■ Task brief
Everything from the line with "Write the React" down to the line with "import React from 'react';" below must be printed exactly, those two lines included. Exclude pictures.

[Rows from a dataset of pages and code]
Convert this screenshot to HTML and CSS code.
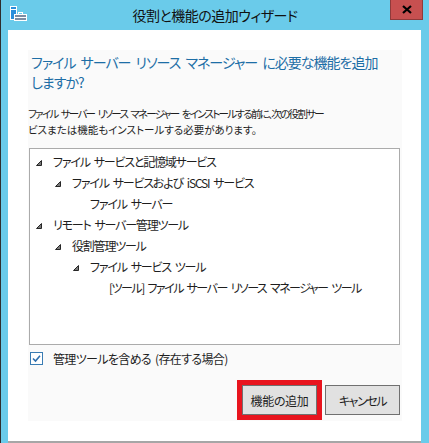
FILE: index.html
```html
<!DOCTYPE html>
<html lang="ja">
<head>
<meta charset="utf-8">
<title>役割と機能の追加ウィザード</title>
<link rel="stylesheet" href="styles.css">
</head>
<body>
<div class="window">
  <div class="titlebar">
    <svg class="app-icon" width="17" height="15" viewBox="0 0 17 15">
      <rect x="0.5" y="0.5" width="6" height="13" fill="#2A8EDB" stroke="#fff"/>
      <line x1="1" y1="3.5" x2="6" y2="3.5" stroke="#fff"/>
      <rect x="8.5" y="6.5" width="4" height="2" fill="none" stroke="#fff"/>
      <rect x="4.5" y="8.5" width="12" height="6" fill="#7D8DA3" stroke="#fff"/>
      <line x1="5" y1="11.5" x2="16" y2="11.5" stroke="#fff"/>
    </svg>
    <div class="title">役割と機能の追加ウィザード</div>
    <div class="close">
      <svg width="10" height="9" viewBox="0 0 10 9"><path d="M1 1 L9 8 M9 1 L1 8" stroke="#000" stroke-width="2.2" fill="none"/></svg>
    </div>
  </div>
  <div class="client">
    <div class="panel">
      <h1 class="heading">ファイル サーバー リソース マネージャー に必要な機能を追加<br>しますか?</h1>
      <p class="desc"><span class="desc-l1">ファイル サーバー リソース マネージャー をインストールする前に、次の役割サー</span><br><span class="desc-l2">ビスまたは機能もインストールする必要があります。</span></p>
      <div class="tree">
        <div class="row l0"><span class="exp"><svg width="6" height="6" viewBox="0 0 6 6"><polygon points="5.5,0.5 5.5,5.5 0.5,5.5" fill="#7a7a7a" stroke="#262626"/></svg></span>ファイル サービスと記憶域サービス</div>
        <div class="row l1"><span class="exp"><svg width="6" height="6" viewBox="0 0 6 6"><polygon points="5.5,0.5 5.5,5.5 0.5,5.5" fill="#7a7a7a" stroke="#262626"/></svg></span>ファイル サービスおよび iSCSI サービス</div>
        <div class="row l2"><span class="exp"></span>ファイル サーバー</div>
        <div class="row l0"><span class="exp"><svg width="6" height="6" viewBox="0 0 6 6"><polygon points="5.5,0.5 5.5,5.5 0.5,5.5" fill="#7a7a7a" stroke="#262626"/></svg></span>リモート サーバー管理ツール</div>
        <div class="row l1"><span class="exp"><svg width="6" height="6" viewBox="0 0 6 6"><polygon points="5.5,0.5 5.5,5.5 0.5,5.5" fill="#7a7a7a" stroke="#262626"/></svg></span>役割管理ツール</div>
        <div class="row l2"><span class="exp"><svg width="6" height="6" viewBox="0 0 6 6"><polygon points="5.5,0.5 5.5,5.5 0.5,5.5" fill="#7a7a7a" stroke="#262626"/></svg></span>ファイル サービス ツール</div>
        <div class="row l3 tight"><span class="exp"></span>[ツール] ファイル サーバー リソース マネージャー ツール</div>
      </div>
      <label class="check-row">
        <span class="checkbox"><svg width="13" height="13" viewBox="0 0 13 13"><rect x="0.5" y="0.5" width="12" height="12" fill="#fff" stroke="#3A7CB3"/><path d="M3 6.5 L5.5 9 L10 3.8" fill="none" stroke="#2F6FAD" stroke-width="1.6"/></svg></span>
        管理ツールを含める (存在する場合)
      </label>
      <div class="buttons">
        <span class="highlight"><button class="btn">機能の追加</button></span>
        <button class="btn btn-cancel">キャンセル</button>
      </div>
    </div>
  </div>
</div>
</body>
</html>
```
FILE: styles.css
```css
html, body {
  margin: 0;
  padding: 0;
}
body {
  font-family: "Noto Sans CJK JP", "Noto Sans", sans-serif;
  font-feature-settings: "palt";
  color: #1e1e1e;
  background: #6acbea;
}
.window {
  width: 429px;
  height: 443px;
  box-sizing: border-box;
  border-left: 1px solid #2e2e2e;
  background: #6acbea;
  display: flex;
  flex-direction: column;
}
.titlebar {
  height: 30px;
  display: grid;
  grid-template-columns: 1fr auto 1fr;
  align-items: start;
}
.app-icon {
  margin: 6px 0 0 9px;
  display: block;
}
.title {
  font-size: 14px;
  line-height: 18px;
  margin-top: 6px;
  letter-spacing: -0.5px;
  color: #111;
  white-space: nowrap;
}
.close {
  justify-self: end;
  margin-right: 6px;
  width: 33px;
  height: 20px;
  box-sizing: border-box;
  background: #c75050;
  border: 1px solid #8f3a3a;
  border-top: none;
  display: flex;
  align-items: center;
  justify-content: center;
}
.close svg { display: block; }
.client {
  flex: 1;
  margin: 0 8px 0 7px;
  background: #fff;
  border-bottom: 2px solid #a6a6a6;
  padding: 20px 19px 20px 20px;
  display: flex;
  flex-direction: column;
}
.panel {
  flex: 1;
  background: #fafafa;
  display: flex;
  flex-direction: column;
}
.heading {
  margin: 2px 0 0 3px;
  font-size: 14px;
  line-height: 20px;
  letter-spacing: -1px;
  word-spacing: 3px;
  font-weight: normal;
  color: #1d6ea6;
  white-space: nowrap;
}
.desc {
  margin: 14px 0 0 0;
  font-size: 10.5px;
  line-height: 16px;
  white-space: nowrap;
  color: #1e1e1e;
}
.desc-l1 { letter-spacing: -1.7px; word-spacing: 2.5px; }
.desc-l2 { letter-spacing: 0; }
.tree {
  margin: 10px 2px 0 1px;
  height: 197px;
  box-sizing: border-box;
  border: 1px solid #ababab;
  background: #fff;
  padding-top: 2px;
}
.row {
  height: 21px;
  display: flex;
  align-items: center;
  font-size: 12px;
  letter-spacing: -1.2px;
  word-spacing: 2.5px;
  color: #1e1e1e;
  white-space: pre;
}
.row.tight {
  letter-spacing: -1.5px;
  word-spacing: 2.5px;
}
.row.l0 { padding-left: 6px; }
.row.l1 { padding-left: 25px; }
.row.l2 { padding-left: 43px; }
.row.l3 { padding-left: 62px; }
.exp {
  width: 17px;
  flex: none;
  display: flex;
  align-items: center;
  padding-top: 2px;
}
.exp svg { display: block; }
.check-row {
  margin-top: 5px;
  height: 16px;
  display: flex;
  align-items: center;
  padding-left: 2px;
  font-size: 12px;
  letter-spacing: -0.65px;
  word-spacing: 2px;
  color: #1e1e1e;
  white-space: nowrap;
}
.checkbox {
  width: 13px;
  height: 13px;
  margin-right: 10px;
}
.checkbox svg { display: block; }
.buttons {
  margin-top: auto;
  margin-bottom: 1px;
  padding-right: 2px;
  display: flex;
  justify-content: flex-end;
  align-items: center;
  gap: 3px;
}
.highlight {
  border: 5px solid #e8141e;
  display: block;
}
.btn {
  display: block;
  width: 75px;
  height: 30px;
  box-sizing: border-box;
  margin: 0;
  padding: 0;
  background: #e1e1e1;
  border: 1px solid #707070;
  border-radius: 0;
  font-family: "Noto Sans CJK JP", sans-serif;
  font-feature-settings: "palt";
  font-size: 12px;
  letter-spacing: -0.3px;
  color: #1e1e1e;
}
.btn-cancel { letter-spacing: -1.4px; }
```
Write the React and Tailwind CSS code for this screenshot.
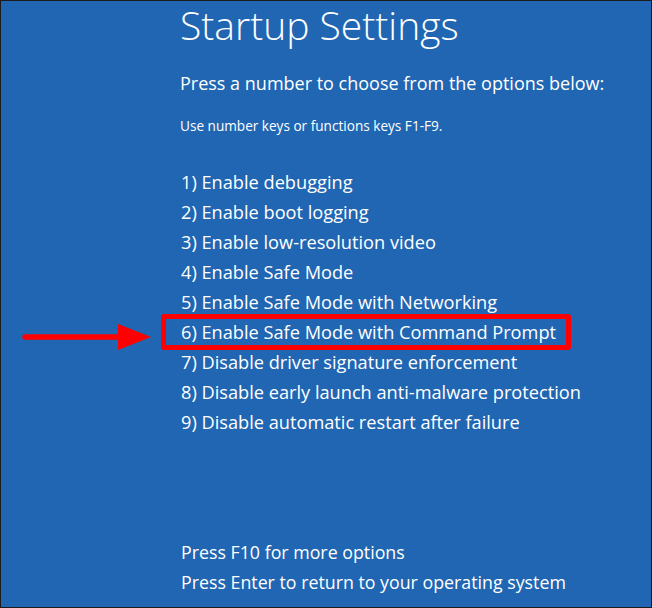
import React from 'react';

const options = [
  '1) Enable debugging',
  '2) Enable boot logging',
  '3) Enable low-resolution video',
  '4) Enable Safe Mode',
  '5) Enable Safe Mode with Networking',
  '6) Enable Safe Mode with Command Prompt',
  '7) Disable driver signature enforcement',
  '8) Disable early launch anti-malware protection',
  '9) Disable automatic restart after failure',
];

// flecha roja que apunta a la opcion 6
const Arrow = () => (
  <svg className="absolute left-[-180px] top-0" width="152" height="40" viewBox="0 0 152 40">
    <line x1="25" y1="20" x2="122" y2="20" stroke="#ff0000" strokeWidth="5.5" strokeLinecap="round" />
    <polygon points="118,7 151,20 118,33" fill="#ff0000" />
  </svg>
);

export default function App() {
  return (
    <div className="w-[652px] h-[608px] bg-[#1c1c1c] p-px">
      <div
        className="w-full h-full bg-[#2166b2] text-white flex flex-col pl-[179px]"
        style={{ fontFamily: '"Open Sans", "Noto Sans", sans-serif' }}
      >
        <h1 className="text-[39px] leading-[48px] font-light">Startup Settings</h1>
        <p className="text-[18px] leading-[24px] mt-[22px]">Press a number to choose from the options below:</p>
        <p className="text-[13.6px] leading-[18px] mt-[22px]">Use number keys or functions keys F1-F9.</p>
        <ul className="mt-[32px] flex flex-col">
          {options.map((opt, i) => (
            <li key={opt} className="relative text-[18.2px] leading-[30px] pl-[1px]">
              {i === 5 && (
                <>
                  <span className="absolute left-[-19px] top-[-3px] w-[410px] h-[36px] border-[5px] border-[#ff0000] rounded-[3px]" />
                  <Arrow />
                </>
              )}
              {opt}
            </li>
          ))}
        </ul>
        <div className="mt-auto mb-[10px] flex flex-col text-[17.8px] leading-[30px] pl-[1px]">
          <span>Press F10 for more options</span>
          <span>Press Enter to return to your operating system</span>
        </div>
      </div>
    </div>
  );
}
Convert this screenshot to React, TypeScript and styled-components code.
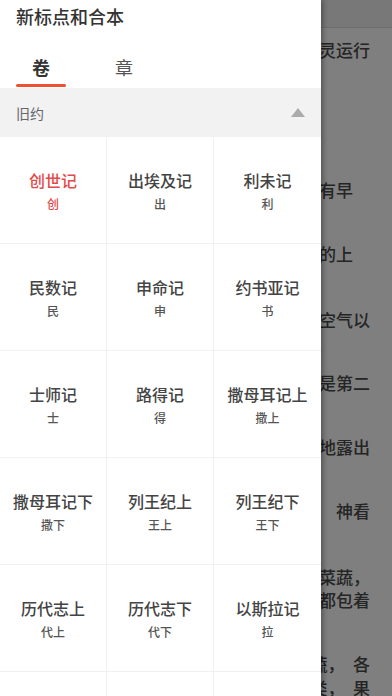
import * as React from 'react'
import styled, { createGlobalStyle } from 'styled-components'

const GlobalStyle = createGlobalStyle`
    html, body {
        margin: 0;
        padding: 0;
        height: 100%;
        overflow: hidden;
        background: #ffffff;
        font-family: "Noto Sans CJK SC", "Noto Sans", sans-serif;
    }
    #root {
        height: 100%;
    }
`

interface IBook {
    name: string
    abbr: string
}

const books: IBook[] = [
    { name: '创世记', abbr: '创' },
    { name: '出埃及记', abbr: '出' },
    { name: '利未记', abbr: '利' },
    { name: '民数记', abbr: '民' },
    { name: '申命记', abbr: '申' },
    { name: '约书亚记', abbr: '书' },
    { name: '士师记', abbr: '士' },
    { name: '路得记', abbr: '得' },
    { name: '撒母耳记上', abbr: '撒上' },
    { name: '撒母耳记下', abbr: '撒下' },
    { name: '列王纪上', abbr: '王上' },
    { name: '列王纪下', abbr: '王下' },
    { name: '历代志上', abbr: '代上' },
    { name: '历代志下', abbr: '代下' },
    { name: '以斯拉记', abbr: '拉' },
    { name: '尼希米记', abbr: '尼' },
    { name: '以斯帖记', abbr: '斯' },
    { name: '约伯记', abbr: '伯' },
]

// tails of the reading page lines peeking out from under the drawer
const pageLines: { text: string, space: number }[] = [
    { text: '灵运行', space: 10 },
    { text: '有早\u3000', space: 117 },
    { text: '的上\u3000', space: 41 },
    { text: '空气以', space: 43 },
    { text: '是第二', space: 40 },
    { text: '地露出', space: 41 },
    { text: '\u3000神看', space: 41 },
    { text: '菜蔬，', space: 43 },
    { text: '都包着', space: 0 },
    { text: '蔬，\u3000各', space: 41 },
    { text: '类，\u3000果', space: 1 },
]

const Screen = styled('div')`
    position: relative;
    width: 100%;
    height: 100%;
    overflow: hidden;
`

const Page = styled('div')`
    display: flex;
    flex-flow: column nowrap;
    height: 100%;
`

const PageBar = styled('div')`
    flex-shrink: 0;
    height: 27px;
    background: #f0f0f0;
    border-bottom: 1px solid #dcdcdc;
`

const PageLine = styled('div')<{ $space: number }>`
    flex-shrink: 0;
    display: flex;
    justify-content: flex-end;
    margin-top: ${p => p.$space}px;
    padding-right: 22px;
    font-size: 17px;
    line-height: 23px;
    font-weight: 500;
    color: #4a4a4a;
    white-space: nowrap;
`

const Overlay = styled('div')`
    position: absolute;
    inset: 0;
    background: rgba(0, 0, 0, 0.5);
`

const Drawer = styled('div')`
    position: absolute;
    top: 0;
    left: 0;
    bottom: 0;
    width: 321px;
    display: flex;
    flex-flow: column nowrap;
    background: #ffffff;
    box-shadow: 2px 0 5px rgba(0, 0, 0, 0.35);
    overflow: hidden;
`

const Title = styled('div')`
    flex-shrink: 0;
    padding: 5px 16px 1px;
    font-size: 18px;
    line-height: 22px;
    font-weight: 500;
    color: #333333;
`

const Tabs = styled('div')`
    flex-shrink: 0;
    display: flex;
    flex-flow: row nowrap;
    gap: 33px;
    padding: 0 16px;
    height: 60px;
`

const Tab = styled('div')<{ $active: boolean }>`
    display: flex;
    flex-flow: column nowrap;
    align-items: center;
    width: 50px;
    padding-top: 27px;
    font-size: 18px;
    line-height: 24px;
    font-weight: ${p => p.$active ? 700 : 400};
    color: ${p => p.$active ? '#333333' : '#555555'};

    &::after {
        content: '';
        display: block;
        width: 50px;
        height: 3px;
        margin-top: 5px;
        border-radius: 2px;
        background: ${p => p.$active ? '#ee5233' : 'transparent'};
    }
`

const SectionHead = styled('div')`
    flex-shrink: 0;
    display: flex;
    flex-flow: row nowrap;
    align-items: center;
    justify-content: space-between;
    height: 49px;
    padding: 0 16px;
    background: #f2f2f2;
    font-size: 14px;
    color: #666666;
`

const Caret = styled('span')`
    width: 0;
    height: 0;
    border-left: 7px solid transparent;
    border-right: 7px solid transparent;
    border-bottom: 9px solid #ababab;
`

const Grid = styled('div')`
    flex-shrink: 0;
    display: grid;
    grid-template-columns: repeat(3, 107px);
    grid-auto-rows: 107px;
`

const Cell = styled('div')`
    display: flex;
    flex-flow: column nowrap;
    align-items: center;
    justify-content: center;
    gap: 5px;
    border-right: 1px solid #f0f0f0;
    border-bottom: 1px solid #f0f0f0;

    &:nth-child(3n) {
        border-right: none;
    }
`

const BookName = styled('div')<{ $selected: boolean }>`
    font-size: 16px;
    line-height: 22px;
    font-weight: 500;
    color: ${p => p.$selected ? '#e34a4a' : '#444444'};
    white-space: nowrap;
`

const BookAbbr = styled('div')<{ $selected: boolean }>`
    font-size: 12px;
    line-height: 16px;
    font-weight: 500;
    color: ${p => p.$selected ? '#e34a4a' : '#555555'};
`

const App = () => {
    const selected = '创世记'
    return (
        <Screen>
            <GlobalStyle />
            <Page>
                <PageBar />
                {pageLines.map(line => (
                    <PageLine key={line.text} $space={line.space}>{line.text}</PageLine>
                ))}
            </Page>
            <Overlay />
            <Drawer>
                <Title>新标点和合本</Title>
                <Tabs>
                    <Tab $active={true}>卷</Tab>
                    <Tab $active={false}>章</Tab>
                </Tabs>
                <SectionHead>
                    <span>旧约</span>
                    <Caret />
                </SectionHead>
                <Grid>
                    {books.map(book => (
                        <Cell key={book.name}>
                            <BookName $selected={book.name === selected}>{book.name}</BookName>
                            <BookAbbr $selected={book.name === selected}>{book.abbr}</BookAbbr>
                        </Cell>
                    ))}
                </Grid>
            </Drawer>
        </Screen>
    )
}

export default App
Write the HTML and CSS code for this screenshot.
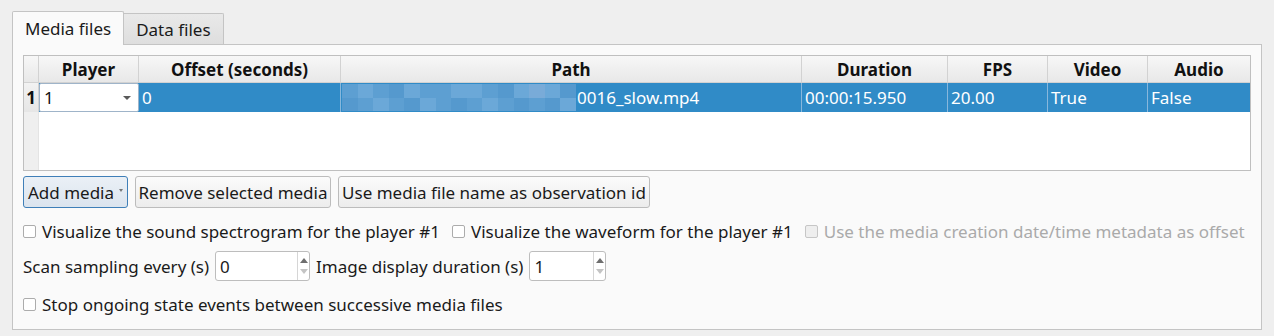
FILE: index.html
```html
<!DOCTYPE html>
<html lang="en">
<head>
  <meta charset="UTF-8">
  <title>Observation media</title>
  <link rel="stylesheet" href="styles.css">
</head>
<body>
  <div class="tab-widget">
    <div class="tab-bar">
      <div class="tab active">Media files</div>
      <div class="tab">Data files</div>
    </div>
    <div class="pane">
      <div class="media-table">
        <div class="hcell corner"></div>
        <div class="hcell">Player</div>
        <div class="hcell">Offset (seconds)</div>
        <div class="hcell">Path</div>
        <div class="hcell">Duration</div>
        <div class="hcell">FPS</div>
        <div class="hcell">Video</div>
        <div class="hcell last">Audio</div>

        <div class="rowhead">1</div>
        <div class="cell editor">
          <div class="combo"><span>1</span><span class="combo-arrow"></span></div>
        </div>
        <div class="cell sel">0</div>
        <div class="cell sel path">
          <div class="mosaic">
            <span class="px a"></span><span class="px b"></span><span class="px a"></span><span class="px c"></span><span class="px b"></span><span class="px a"></span><span class="px a"></span><span class="px b"></span><span class="px b"></span><span class="px a"></span><span class="px c"></span><span class="px b"></span><span class="px d"></span><span class="px b"></span><span class="px c"></span>
            <span class="px c"></span><span class="px a"></span><span class="px b"></span><span class="px a"></span><span class="px c"></span><span class="px b"></span><span class="px a"></span><span class="px c"></span><span class="px a"></span><span class="px b"></span><span class="px a"></span><span class="px c"></span><span class="px a"></span><span class="px c"></span><span class="px b"></span>
          </div>
          <span>0016_slow.mp4</span>
        </div>
        <div class="cell sel">00:00:15.950</div>
        <div class="cell sel">20.00</div>
        <div class="cell sel">True</div>
        <div class="cell sel last">False</div>

        <div class="rowhead-fill"></div>
        <div class="body-fill"></div>
      </div>

      <div class="button-row">
        <button class="btn default add">Add media <span class="menu-arrow"></span></button>
        <button class="btn remove">Remove selected media</button>
        <button class="btn use-name">Use media file name as observation id</button>
      </div>

      <div class="option-row">
        <label class="check"><span class="box"></span>Visualize the sound spectrogram for the player #1</label>
        <label class="check"><span class="box"></span>Visualize the waveform for the player #1</label>
        <label class="check disabled"><span class="box"></span>Use the media creation date/time metadata as offset</label>
      </div>

      <div class="option-row spins">
        <span>Scan sampling every (s)</span>
        <div class="spin wide"><span class="spin-value">0</span><span class="spin-buttons"><span class="up"></span><span class="down"></span></span></div>
        <span>Image display duration (s)</span>
        <div class="spin"><span class="spin-value">1</span><span class="spin-buttons"><span class="up"></span><span class="down"></span></span></div>
      </div>

      <div class="option-row">
        <label class="check"><span class="box"></span>Stop ongoing state events between successive media files</label>
      </div>
    </div>
  </div>
</body>
</html>
```

FILE: styles.css
```css
html, body {
  margin: 0;
  background: #efefef;
  font-family: "Noto Sans", "DejaVu Sans", sans-serif;
  font-size: 17px;
  color: #1a1a1a;
}
.tab-widget {
  padding: 11px 0 0 12px;
  width: 1250px;
}
.tab-bar {
  display: flex;
  align-items: flex-end;
  height: 33px;
}
.tab {
  height: 30px;
  line-height: 31px;
  padding: 0 12px;
  border: 1px solid #c4c4c4;
  border-bottom: none;
  border-left: none;
  background: linear-gradient(#e9e9e9, #dedede);
  border-radius: 0 2px 0 0;
}
.tab.active {
  height: 33px;
  line-height: 34px;
  background: #fafafa;
  border-left: 1px solid #c4c4c4;
  border-radius: 2px 2px 0 0;
  margin-bottom: -1px;
  position: relative;
  z-index: 1;
}
.pane {
  border: 1px solid #c4c4c4;
  background: #fafafa;
  padding: 10px 10px 0 10px;
  box-sizing: border-box;
  height: 286px;
}
.media-table {
  display: grid;
  grid-template-columns: 15px 100px 202px 461px 146px 100px 100px 1fr;
  grid-template-rows: 27px 29px 1fr;
  height: 116px;
  border: 1px solid #bfbfbf;
  background: #fff;
  box-sizing: border-box;
}
.hcell {
  background: linear-gradient(#f7f7f7, #e8e8e8);
  border-right: 1px solid #d2d2d2;
  border-bottom: 1px solid #d2d2d2;
  font-weight: bold;
  text-align: center;
  line-height: 28px;
  color: #111;
}
.hcell.last { border-right: none; }
.rowhead {
  background: linear-gradient(#f2f2f2, #e6e6e6);
  border-right: 1px solid #d2d2d2;
  font-weight: bold;
  line-height: 30px;
  text-align: center;
  color: #111;
}
.cell {
  line-height: 30px;
  padding-left: 3px;
  white-space: nowrap;
  overflow: hidden;
}
.cell.sel {
  background: #308bc7;
  color: #fff;
  border-right: 1px solid #88b7dc;
}
.cell.sel.last { border-right: none; }
.cell.editor {
  padding: 0;
  background: #308bc7;
}
.combo {
  height: 29px;
  box-sizing: border-box;
  border: 1px solid #9fb4c9;
  border-radius: 2px;
  background: #fff;
  display: flex;
  align-items: center;
  justify-content: space-between;
  padding: 0 7px 0 4px;
  color: #111;
}
.combo-arrow {
  width: 0;
  height: 0;
  border-left: 4px solid transparent;
  border-right: 4px solid transparent;
  border-top: 4px solid #5a5a5a;
}
.path {
  display: flex;
  align-items: center;
  padding-left: 1px;
}
.mosaic {
  display: grid;
  grid-template-columns: repeat(15, 1fr);
  grid-template-rows: 14px 13px;
  width: 234px;
  margin-right: 1px;
}
.px.a { background: #5d9fd2; }
.px.b { background: #6ba8d8; }
.px.c { background: #5599ce; }
.px.d { background: #79abd8; }
.rowhead-fill {
  background: #efefef;
  border-right: 1px solid #e4e4e4;
}
.body-fill {
  grid-column: 2 / -1;
  background: #fff;
}
.button-row {
  display: flex;
  gap: 7px;
  margin-top: 5px;
}
.btn {
  font: inherit;
  color: #1a1a1a;
  height: 32px;
  padding: 0 4px;
  border: 1px solid #bcbcbc;
  border-radius: 3px;
  background: linear-gradient(#fbfbfb, #ececec);
  display: flex;
  align-items: center;
  justify-content: center;
  gap: 5px;
  white-space: nowrap;
}
.btn.add { width: 105px; }
.btn.remove { width: 196px; }
.btn.use-name { width: 312px; }
.btn.default {
  border-color: #3f7fb8;
  background: linear-gradient(#eaf0f6, #dbe4ee);
}
.menu-arrow {
  width: 0;
  height: 0;
  border-left: 2px solid transparent;
  border-right: 2px solid transparent;
  border-top: 3px solid #777;
  margin-top: -4px;
}
.option-row {
  display: flex;
  align-items: center;
  gap: 12px;
  margin-top: 12px;
  height: 22px;
}
.option-row.spins {
  gap: 6px;
  height: 30px;
  margin-top: 9px;
}
.check {
  display: flex;
  align-items: center;
  gap: 6px;
}
.box {
  width: 11px;
  height: 11px;
  border: 1px solid #acacac;
  border-radius: 2px;
  background: #fff;
}
.check.disabled { color: #aaaaaa; }
.check.disabled .box {
  background: #eeeeee;
  border-color: #c6c6c6;
}
.spin {
  width: 77px;
  height: 30px;
  box-sizing: border-box;
  border: 1px solid #bdbdbd;
  border-radius: 3px;
  background: #fff;
  display: flex;
}
.spin.wide { width: 95px; }
.spin-value {
  flex: 1;
  line-height: 29px;
  padding-left: 4px;
}
.spin-buttons {
  width: 11px;
  border-left: 1px solid #d6d6d6;
  display: flex;
  flex-direction: column;
  align-items: center;
  justify-content: center;
  gap: 6px;
}
.spin-buttons .up {
  border-left: 4px solid transparent;
  border-right: 4px solid transparent;
  border-bottom: 5px solid #6e6e6e;
}
.spin-buttons .down {
  border-left: 4px solid transparent;
  border-right: 4px solid transparent;
  border-top: 5px solid #c4c4c4;
}
```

■ Full output
Write the React and Tailwind CSS code for this screenshot.
import React from 'react';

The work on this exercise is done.